You typically don’t need assistance to set up a payment plan. But even if you can’t afford to start paying your bill or your installment agreement isn’t approved, you do have options for negotiating with the IRS.
One option is to ask for currently not collectible status, which means the IRS will pause collection efforts until your financial situation improves. You’ll still owe taxes, and interest and penalties will continue to accrue. The IRS will require you to show proof of significant hardship and document your income, spending and assets.

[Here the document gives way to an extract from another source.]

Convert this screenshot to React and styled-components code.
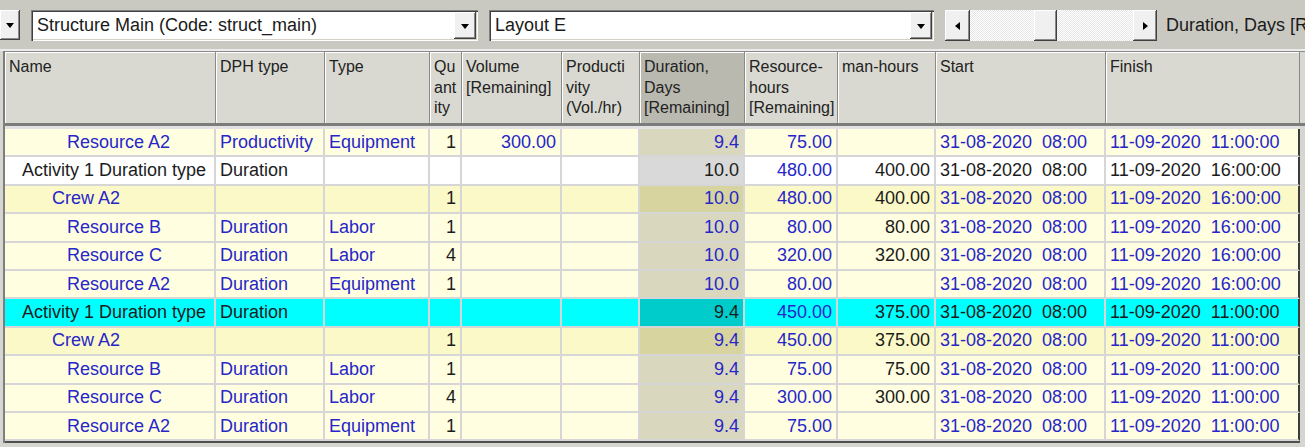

Another possibility is an offer in compromise, which allows you to settle your tax debt for less than you owe. You can do this either with a lump-sum payment or with monthly installment payments. The IRS rejects most applications for an offer in compromise. Typically, your tax bill has to be large enough that the IRS agrees it can’t realistically collect what you owe. Use the IRS Offer in Compromise pre-qualifying screener to determine whether this could be an option.
Mistake #4: You take a 401(k) withdrawal.
The smart solution: If you must touch your retirement money, stick with a 401(k) loan or your Roth IRA contributions.
We’d recommend an installment plan hands-down over touching your retirement money. But if that’s not an option — or if you’re determined to get rid of this tax debt ASAP at any cost — an early 401(k) withdrawal should only be the last option.
With an early 401(k) withdrawal, you’ll be racking up more taxes just to pay your taxes. Your distribution will be taxed as ordinary income, plus you’ll pay a 10% penalty.
A 401(k) loan may be a better option since you won’t be penalized. But it’s still risky. If you left your job for any reason, you’d have to repay the loan in full when you file your tax return the next year. Otherwise, it’s treated as an early withdrawal.
If you’re using retirement money to pay taxes, start with your Roth IRA if you have one. If you can limit your withdrawals to your contributions, you won’t pay taxes or a penalty, since that money has already been taxed.